Предложение наемного труда, — жалуется он, — непостоянно, нерегулярно, недостаточно. Оно «не только всегда слишком мало, но и не обеспечено»{1114}.
«Хотя продукт, подлежащий разделению между рабочим и капиталистом, велик, но рабочий берет себе столь большую долю, что он быстро становится капиталистом… Напротив, лишь немногие, даже если они живут необыкновенно долго, могут накопить крупные массы богатства»{1115}.
Рабочие никак не позволяют капиталисту воздержаться от оплаты большей части их труда. Ему нисколько не помогает, если он, будучи настолько предусмотрительным, вместе со своим собственным капиталом импортирует из Европы и своих собственных наемных рабочих.
«Они скоро перестают быть наемными рабочими, они скоро превращаются в независимых крестьян или даже в конкурентов своих прежних хозяев на самом рынке наемного труда»{1116}.
Представьте себе ужас подобного положения! Бравый капиталист на свои кровные деньги импортировал из Европы своих собственных конкурентов! Ведь это — конец всему! Неудивительно, что Уэйкфилд жалуется на недостаток зависимости и чувства зависимости у наемных рабочих в колониях.

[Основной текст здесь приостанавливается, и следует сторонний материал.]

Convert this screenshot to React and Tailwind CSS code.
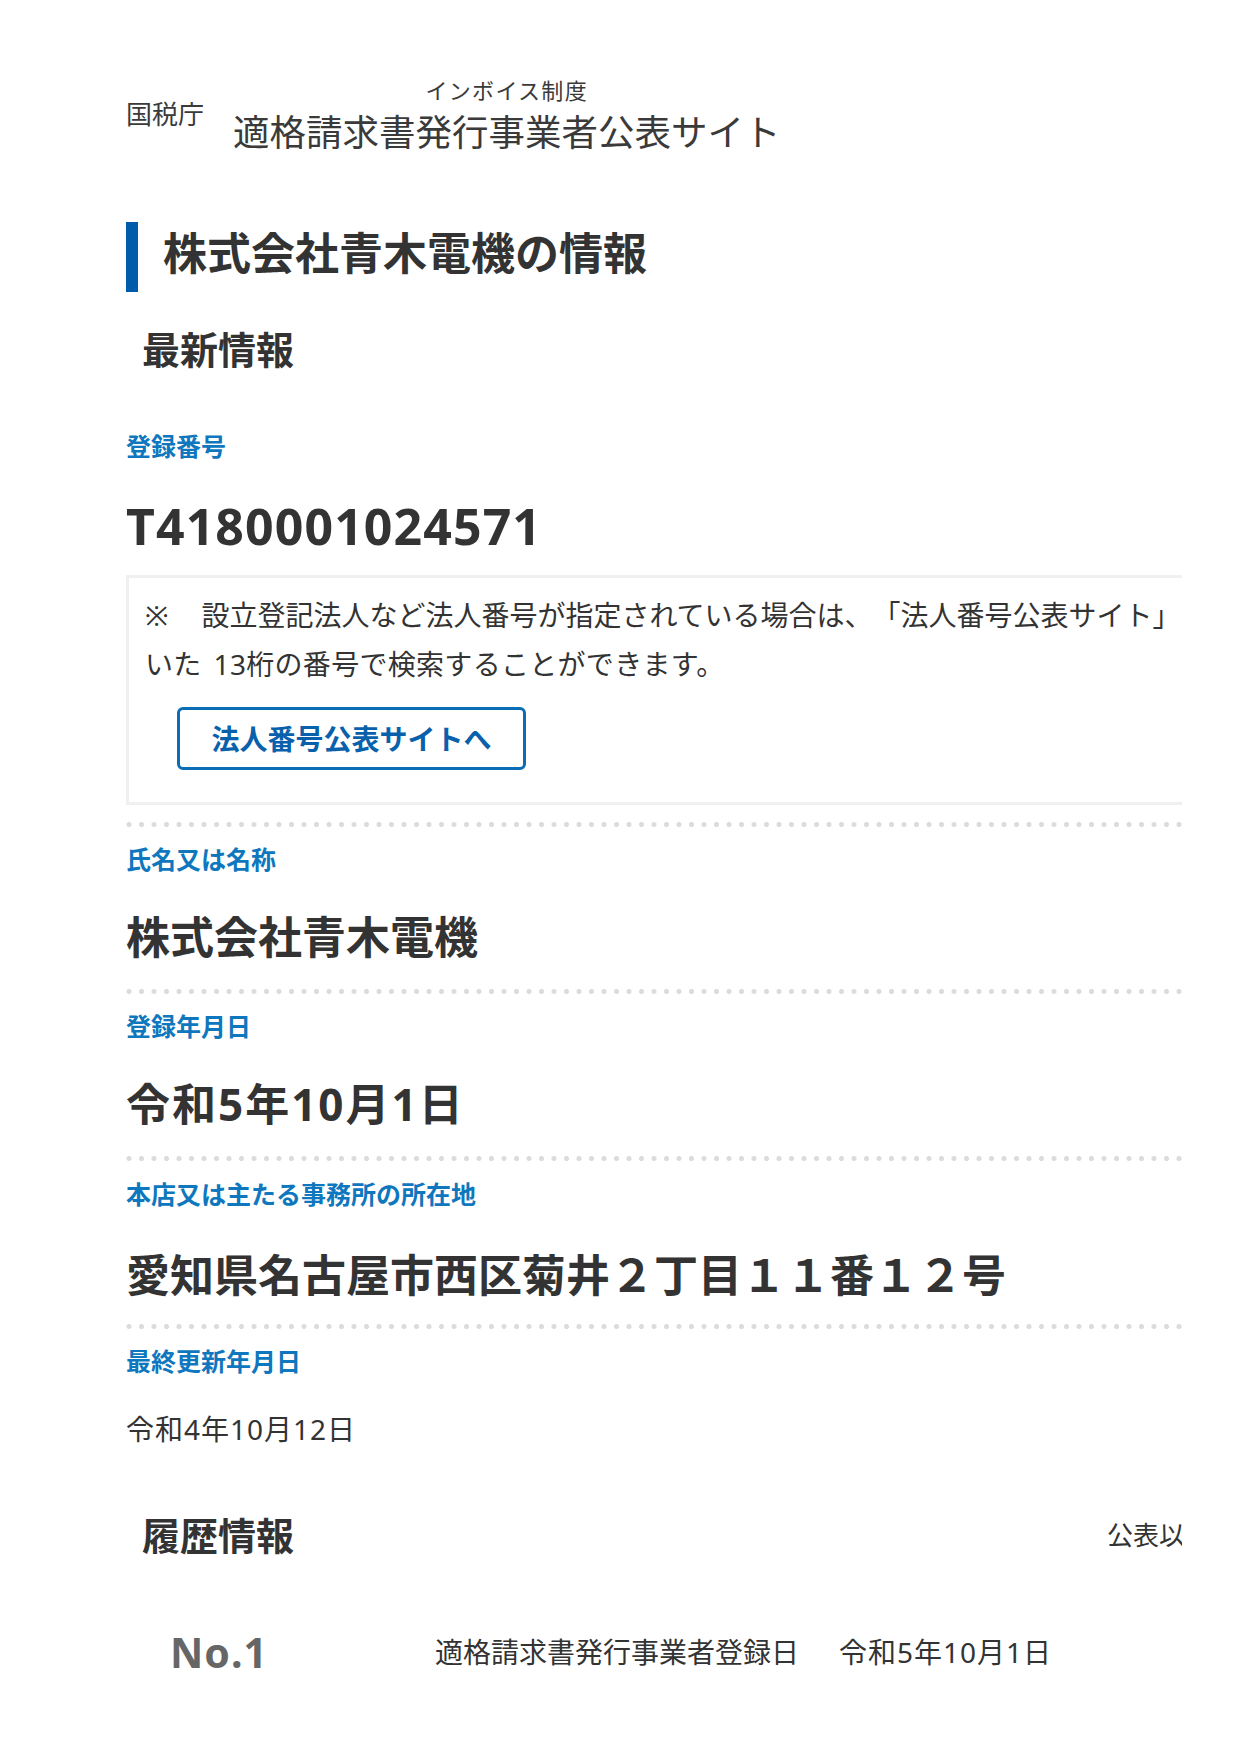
import React from "react";

function Dots({ className = "" }) {
  return (
    <div
      className={
        "h-[5px] w-full bg-[radial-gradient(circle,#dcdcdc_2.2px,transparent_2.8px)] bg-[length:12.5px_5px] bg-repeat-x bg-[position:-3.25px_0] " +
        className
      }
    />
  );
}

function Label({ children, className = "" }) {
  return (
    <div className={"text-[25px] leading-[40px] font-bold text-[#0f77bd] whitespace-nowrap " + className}>
      {children}
    </div>
  );
}

export default function App() {
  return (
    <div className="w-[1242px] min-h-[1754px] bg-white text-[#333] [font-family:'Noto_Sans','Noto_Sans_CJK_JP',sans-serif]">
      <div className="ml-[126px] w-[1056px] overflow-hidden pt-[76px] pb-[70px]">
        {/* header logo */}
        <div className="flex">
          <div className="w-[107px] mt-[22px] text-[26px] leading-[32px] text-[#3a3a3a] whitespace-nowrap">国税庁</div>
          <div className="flex flex-col items-center text-[#3a3a3a]">
            <div className="text-[22px] leading-[28px] tracking-[1.3px] whitespace-nowrap">インボイス制度</div>
            <div className="mt-[6px] text-[36.5px] leading-[44px] whitespace-nowrap">適格請求書発行事業者公表サイト</div>
          </div>
        </div>

        {/* page heading */}
        <div className="mt-[68px] flex items-start">
          <div className="w-[12px] h-[70px] bg-[#005bac] shrink-0" />
          <h1 className="ml-[25px] text-[44px] leading-[62px] font-bold text-[#333] whitespace-nowrap">株式会社青木電機の情報</h1>
        </div>

        <h2 className="mt-[32px] pl-[16px] text-[38px] leading-[50px] font-bold whitespace-nowrap">最新情報</h2>

        <Label className="mt-[52px]">登録番号</Label>
        <div className="mt-[30px] text-[50px] leading-[60px] font-bold tracking-[1.1px]">T4180001024571</div>

        <div className="mt-[19px] w-[1300px] border-[3px] border-[#f0f0f0] pl-[16px] pt-[13px] pb-[32px]">
          <div className="text-[28px] leading-[49px] whitespace-nowrap [text-spacing-trim:space-all]">
            <span className="mr-[5px]">※</span>　設立登記法人など法人番号が指定されている場合は、「法人番号公表サイト」で、法人番号から「T」を除
          </div>
          <div className="text-[28px] leading-[49px] whitespace-nowrap tracking-[0.3px] [text-spacing-trim:space-all]">
            いた<span className="ml-[12px]">13桁の番号で検索することができます。</span>
          </div>
          <a className="mt-[18px] ml-[32px] flex items-center justify-center w-[349px] h-[63px] border-[3px] border-[#0b6db6] rounded-[6px] text-[28px] font-bold text-[#0a61ab] whitespace-nowrap">
            法人番号公表サイトへ
          </a>
        </div>

        <Dots className="mt-[17px]" />
        <Label className="mt-[12px]">氏名又は名称</Label>
        <div className="mt-[28px] text-[44px] leading-[60px] font-bold whitespace-nowrap">株式会社青木電機</div>

        <Dots className="mt-[22px]" />
        <Label className="mt-[12px]">登録年月日</Label>
        <div className="mt-[28px] text-[44px] leading-[60px] font-bold tracking-[2px] whitespace-nowrap">令和5年10月1日</div>

        <Dots className="mt-[22px]" />
        <Label className="mt-[13px]">本店又は主たる事務所の所在地</Label>
        <div className="mt-[31px] text-[44px] leading-[60px] font-bold whitespace-nowrap">愛知県名古屋市西区菊井２丁目１１番１２号</div>

        <Dots className="mt-[19px]" />
        <Label className="mt-[12px]">最終更新年月日</Label>
        <div className="mt-[28px] text-[28px] leading-[40px] tracking-[1px] whitespace-nowrap">令和4年10月12日</div>

        <div className="mt-[61px] flex items-center">
          <h2 className="w-[981px] shrink-0 pl-[16px] text-[38px] leading-[50px] font-bold whitespace-nowrap">履歴情報</h2>
          <div className="text-[26px] leading-[50px] whitespace-nowrap">公表以降の履歴情報</div>
        </div>

        <div className="mt-[62px] flex items-center h-[60px]">
          <div className="w-[309px] shrink-0 pl-[44px] text-[41px] leading-[60px] font-bold tracking-[1px] text-[#666]">No.1</div>
          <div className="text-[28px] leading-[60px] whitespace-nowrap">適格請求書発行事業者登録日</div>
          <div className="ml-[40px] text-[28px] leading-[60px] tracking-[1px] whitespace-nowrap">令和5年10月1日</div>
        </div>
      </div>
    </div>
  );
}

«Вследствие высокой заработной платы», — говорит его ученик Меривейл, — «в колониях существует страстное желание более дешевого и более покорного труда, потребность в таком классе, которому капиталист мог бы диктовать свои условия, вместо того чтобы, наоборот, условия предписывались ему самому рабочим… В странах старой цивилизации рабочий хотя и свободен, но в силу естественных законов зависит от капиталиста; в колониях эта зависимость должна быть создана искусственными мерами»{1117}.